A simple before and after test can be used as a proxy to determine whether the Type A event means that scheme benefits are less likely to be received.

So, if the pence in the pound recovery of the trustees as unsecured creditors of the employer reduces on its hypothetical insolvency after the event has taken place, it is likely that event will be materially detrimental to the scheme.

If this detriment is not fixed voluntarily, the pensions regulator may step in to strongly suggest or, if reasonable to do so, require it to be fixed.

So why would any finance director consider it appropriate to voluntarily write a cheque to the pension scheme in circumstances where there is no legal liability to do so?

It is hard to overstate the potential reputational damage of being on the wrong side of a pensions regulator investigation.

These investigations, whilst confidential at the time, can be made public if the regulator considers this appropriate.

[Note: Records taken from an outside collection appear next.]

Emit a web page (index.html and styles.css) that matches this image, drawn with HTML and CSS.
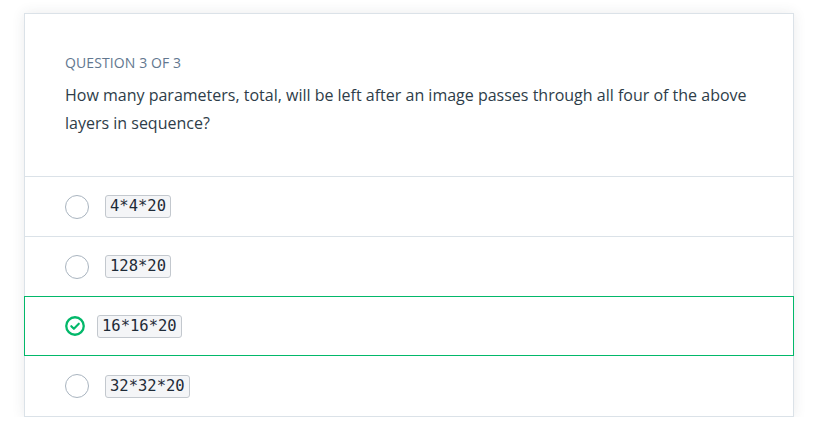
FILE: index.html
```html
<!DOCTYPE html>
<html>
<head>
<meta charset="utf-8">
<link rel="stylesheet" href="styles.css">
</head>
<body>
<div class="card">
  <div class="question">
    <div class="label">QUESTION 3 OF 3</div>
    <p class="prompt">How many parameters, total, will be left after an image passes through all four of the above layers in sequence?</p>
  </div>
  <ul class="options">
    <li class="option"><span class="radio"></span><code class="chip">4*4*20</code></li>
    <li class="option"><span class="radio"></span><code class="chip">128*20</code></li>
    <li class="option selected"><svg class="check" viewBox="0 0 20 20" width="20" height="20"><circle cx="10" cy="10" r="8.75" fill="none" stroke="#02b86a" stroke-width="2.3"/><path d="M6.3 10.2l2.6 2.6 4.9-5.1" fill="none" stroke="#02b86a" stroke-width="2.1" stroke-linecap="round" stroke-linejoin="round"/></svg><code class="chip">16*16*20</code></li>
    <li class="option"><span class="radio"></span><code class="chip">32*32*20</code></li>
  </ul>
</div>
</body>
</html>
```
FILE: styles.css
```css
html, body {
  margin: 0;
  padding: 0;
  background: #ffffff;
}
body {
  padding: 13px 0 0 24px;
  font-family: "Open Sans", "Noto Sans", sans-serif;
}
.card {
  width: 770px;
  box-sizing: border-box;
  border: 1px solid #dbe2e8;
  background: #fff;
  box-shadow: 0 0 12px rgba(46, 61, 73, 0.1);
}
.question {
  padding: 39px 40px 39px 40px;
}
.label {
  font-size: 14px;
  line-height: 20px;
  color: #62778f;
  letter-spacing: 0.1px;
}
.prompt {
  margin: 8px 0 0 0;
  font-size: 16px;
  line-height: 28px;
  color: #2e3d49;
}
.options {
  list-style: none;
  margin: 0;
  padding: 0;
}
.option {
  display: flex;
  align-items: center;
  gap: 16px;
  height: 60px;
  box-sizing: border-box;
  border-top: 1px solid #dbe2e8;
  padding: 0 40px;
}
.option.selected {
  border: 1px solid #02b86a;
  margin: 0 -1px;
  padding: 0 40px;
  gap: 12px;
}
.option.selected + .option {
  border-top: none;
}
.radio {
  width: 24px;
  height: 24px;
  box-sizing: border-box;
  border: 1px solid #a9b4bf;
  border-radius: 50%;
  flex: none;
}
.check {
  flex: none;
  display: block;
}
.chip {
  font-family: "DejaVu Sans Mono", monospace;
  font-size: 15.5px;
  line-height: 21px;
  color: #1e2b38;
  background: #f4f5f7;
  border: 1px solid #c3c8ce;
  border-radius: 3px;
  padding: 0 4px;
}
```
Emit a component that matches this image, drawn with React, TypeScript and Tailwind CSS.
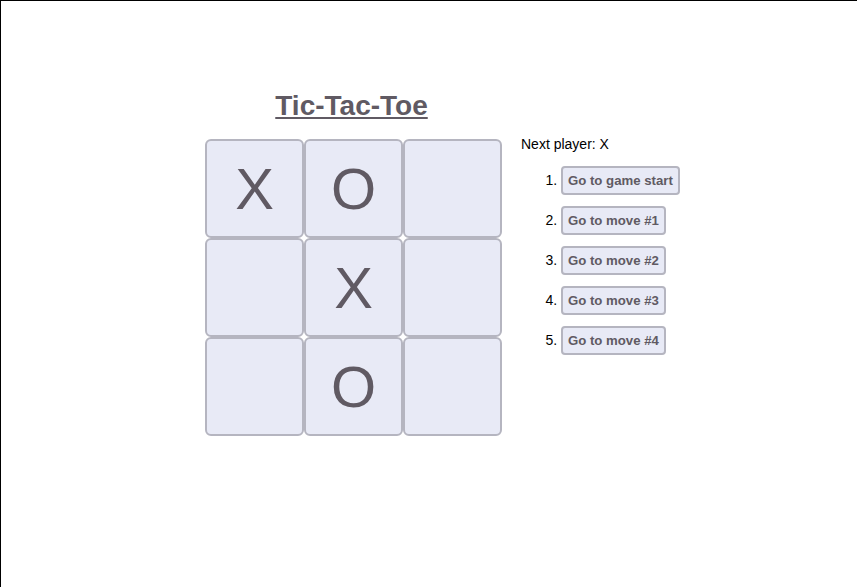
import React from "react";

const squares = ["X", "O", "", "", "X", "", "", "O", ""];
const moves = ["Go to game start", "Go to move #1", "Go to move #2", "Go to move #3", "Go to move #4"];

export default function App() {
  return (
    <div
      className="min-h-screen w-full border-t border-l border-black bg-white text-black"
      style={{ fontFamily: '"Liberation Sans", Arial, sans-serif' }}
    >
      <div className="flex flex-row items-start pl-[204px] pt-[89px]">
        <div className="flex flex-col items-center">
          <h1 className="text-[28px] font-bold text-[#605a63] underline leading-[31px] mb-[18px] pr-[4px]">
            Tic-Tac-Toe
          </h1>
          <div className="grid grid-cols-3">
            {squares.map((s, i) => (
              <button
                key={i}
                className="w-[99px] h-[99px] rounded-[6px] border-2 border-[#b5b5c0] bg-[#e8eaf6] text-[58px] leading-none text-[#605a63] flex items-center justify-center"
              >
                {s}
              </button>
            ))}
          </div>
        </div>
        <div className="ml-[19px] mt-[46px] flex flex-col">
          <div className="text-[14px] leading-[16px]">Next player: X</div>
          <ol className="list-decimal pl-[40px] mt-[14px] text-[14px] flex flex-col gap-[11px]">
            {moves.map((m) => (
              <li key={m}>
                <button className="h-[29px] px-[5px] rounded-[4px] border-2 border-[#b5b5c0] bg-[#e8eaf6] text-[13.2px] font-bold text-[#605a63]">
                  {m}
                </button>
              </li>
            ))}
          </ol>
        </div>
      </div>
    </div>
  );
}
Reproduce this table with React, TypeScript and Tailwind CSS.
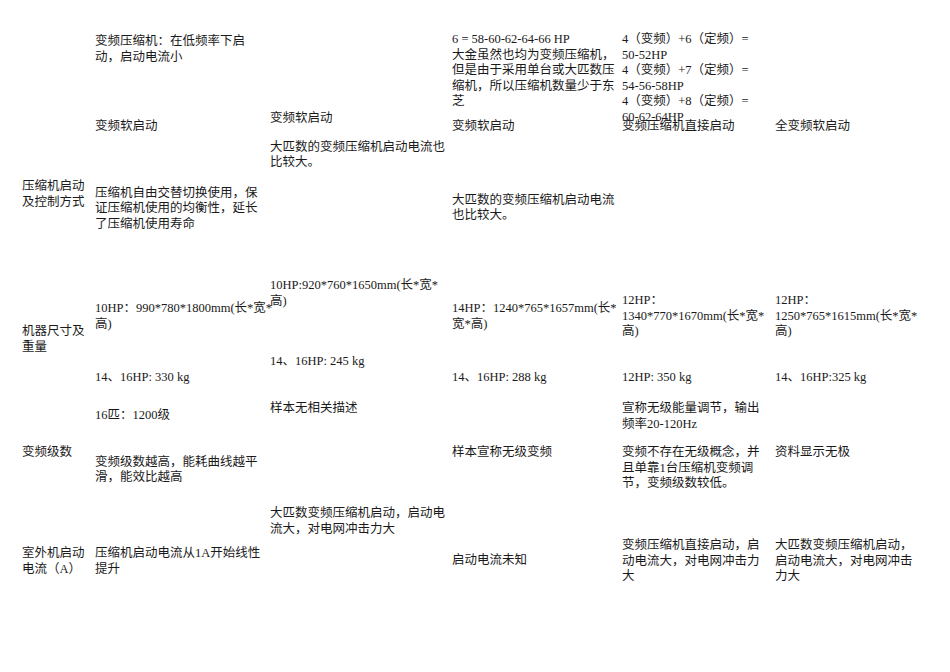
import type { ReactNode } from "react";

function Lines({ lines, className = "" }: { lines: string[]; className?: string }) {
  return (
    <div className={className}>
      {lines.map((line, i) => (
        <div key={i} className="whitespace-nowrap">
          {line}
        </div>
      ))}
    </div>
  );
}

function Cell({ children, className = "" }: { children?: ReactNode; className?: string }) {
  return <div className={`flex flex-col ${className}`}>{children}</div>;
}

export default function App() {
  return (
    <div className="h-[672px] w-[950px] overflow-hidden bg-white pt-[2px] font-['Liberation_Serif','Noto_Sans_CJK_SC',serif] text-[12.5px] leading-[15.6px] text-[#1a1a1a]">
      <div className="grid grid-cols-[95px_175px_182px_170px_153px_1fr] grid-rows-[108px_160px_124px_106px_102px]">
        {/* carried over from previous row */}
        <Cell />
        <Cell className="pt-[32px]">
          <Lines lines={["变频压缩机：在低频率下启", "动，启动电流小"]} />
        </Cell>
        <Cell />
        <Cell className="pt-[30px]">
          <Lines
            lines={[
              "6 = 58-60-62-64-66 HP",
              "大金虽然也均为变频压缩机，",
              "但是由于采用单台或大匹数压",
              "缩机，所以压缩机数量少于东",
              "芝",
            ]}
          />
        </Cell>
        <Cell className="pt-[30px]">
          <Lines
            lines={[
              "4（变频）+6（定频）=",
              "50-52HP",
              "4（变频）+7（定频）=",
              "54-56-58HP",
              "4（变频）+8（定频）=",
              "60-62-64HP",
            ]}
          />
        </Cell>
        <Cell />

        {/* 压缩机启动及控制方式 */}
        <Cell className="pl-[22px] pt-[69px]">
          <Lines lines={["压缩机启动", "及控制方式"]} />
        </Cell>
        <Cell className="pt-[9px]">
          <Lines lines={["变频软启动"]} />
          <Lines
            className="mt-[51px]"
            lines={["压缩机自由交替切换使用，保", "证压缩机使用的均衡性，延长", "了压缩机使用寿命"]}
          />
        </Cell>
        <Cell className="pt-[1px]">
          <Lines lines={["变频软启动"]} />
          <Lines className="mt-[13px]" lines={["大匹数的变频压缩机启动电流也", "比较大。"]} />
        </Cell>
        <Cell className="pt-[9px]">
          <Lines lines={["变频软启动"]} />
          <Lines className="mt-[58px]" lines={["大匹数的变频压缩机启动电流", "也比较大。"]} />
        </Cell>
        <Cell className="pt-[9px]">
          <Lines lines={["变频压缩机直接启动"]} />
        </Cell>
        <Cell className="pt-[9px]">
          <Lines lines={["全变频软启动"]} />
        </Cell>

        {/* 机器尺寸及重量 */}
        <Cell className="pl-[22px] pt-[54px]">
          <Lines lines={["机器尺寸及", "重量"]} />
        </Cell>
        <Cell className="pt-[31px]">
          <Lines lines={["10HP：990*780*1800mm(长*宽*", "高)"]} />
          <Lines className="mt-[38px]" lines={["14、16HP: 330 kg"]} />
        </Cell>
        <Cell className="pt-[8px]">
          <Lines lines={["10HP:920*760*1650mm(长*宽*", "高)"]} />
          <Lines className="mt-[45px]" lines={["14、16HP: 245 kg"]} />
        </Cell>
        <Cell className="pt-[31px]">
          <Lines lines={["14HP：1240*765*1657mm(长*", "宽*高)"]} />
          <Lines className="mt-[38px]" lines={["14、16HP: 288 kg"]} />
        </Cell>
        <Cell className="pt-[23px]">
          <Lines lines={["12HP：", "1340*770*1670mm(长*宽*", "高)"]} />
          <Lines className="mt-[30px]" lines={["12HP: 350 kg"]} />
        </Cell>
        <Cell className="pt-[23px]">
          <Lines lines={["12HP：", "1250*765*1615mm(长*宽*", "高)"]} />
          <Lines className="mt-[30px]" lines={["14、16HP:325 kg"]} />
        </Cell>

        {/* 变频级数 */}
        <Cell className="pl-[22px] pt-[51px]">
          <Lines lines={["变频级数"]} />
        </Cell>
        <Cell className="pt-[14px]">
          <Lines lines={["16匹：1200级"]} />
          <Lines className="mt-[31px]" lines={["变频级数越高，能耗曲线越平", "滑，能效比越高"]} />
        </Cell>
        <Cell className="pt-[7px]">
          <Lines lines={["样本无相关描述"]} />
        </Cell>
        <Cell className="pt-[51px]">
          <Lines lines={["样本宣称无级变频"]} />
        </Cell>
        <Cell className="pt-[7px]">
          <Lines lines={["宣称无级能量调节，输出", "频率20-120Hz"]} />
          <Lines
            className="mt-[13px]"
            lines={["变频不存在无级概念，并", "且单靠1台压缩机变频调", "节，变频级数较低。"]}
          />
        </Cell>
        <Cell className="pt-[51px]">
          <Lines lines={["资料显示无极"]} />
        </Cell>

        {/* 室外机启动电流 */}
        <Cell className="pl-[22px] pt-[46px]">
          <Lines lines={["室外机启动", "电流（A）"]} />
        </Cell>
        <Cell className="pt-[46px]">
          <Lines lines={["压缩机启动电流从1A开始线性", "提升"]} />
        </Cell>
        <Cell className="pt-[6px]">
          <Lines lines={["大匹数变频压缩机启动，启动电", "流大，对电网冲击力大"]} />
        </Cell>
        <Cell className="pt-[53px]">
          <Lines lines={["启动电流未知"]} />
        </Cell>
        <Cell className="pt-[38px]">
          <Lines lines={["变频压缩机直接启动，启", "动电流大，对电网冲击力", "大"]} />
        </Cell>
        <Cell className="pt-[38px]">
          <Lines lines={["大匹数变频压缩机启动，", "启动电流大，对电网冲击", "力大"]} />
        </Cell>
      </div>
    </div>
  );
}
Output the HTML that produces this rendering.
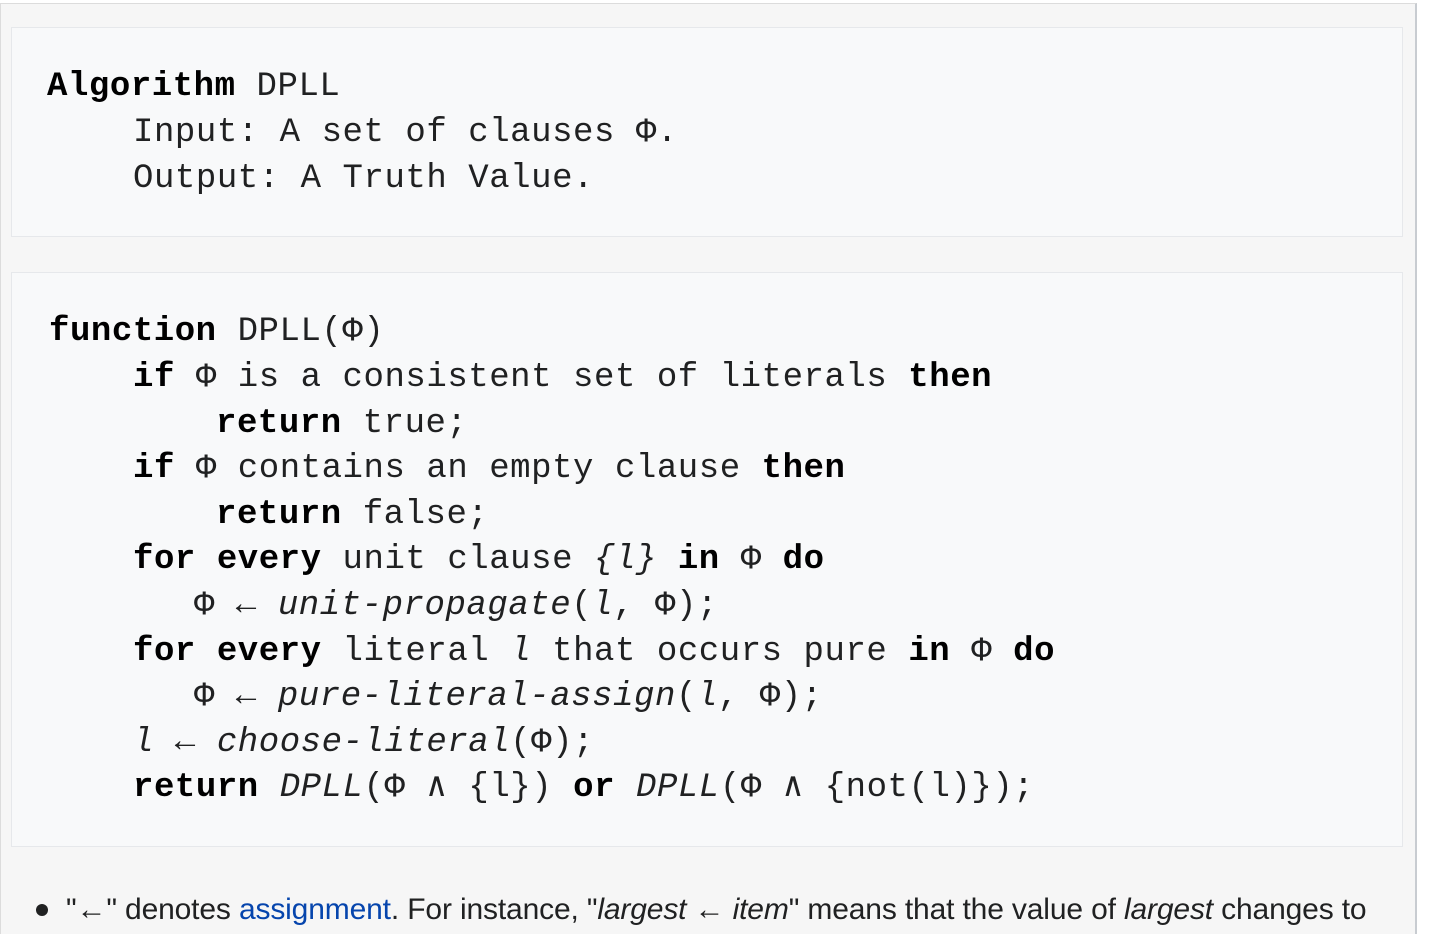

The Regulator has statutory powers to compel the production of information to help it carry out its work: a solicitor was fined £16,000 recently for refusing to co-operate and a search warrant was issued to seize the documents being requested.

Separately, the chief executive of a charity was convicted of a criminal offence and fined for refusing to produce information.

It is far better to anticipate issues of any Type A event, take appropriate advice and engage proactively with the scheme’s trustees.

There will not always necessarily be an immediate price to mitigate any material detriment arising, as the trustees may be prepared to address mitigation as part of the next actuarial valuation negotiations.

Thinking about the impact of any group-wide corporate activity on the UK defined benefits scheme needs to be a recurring agenda item for all boards.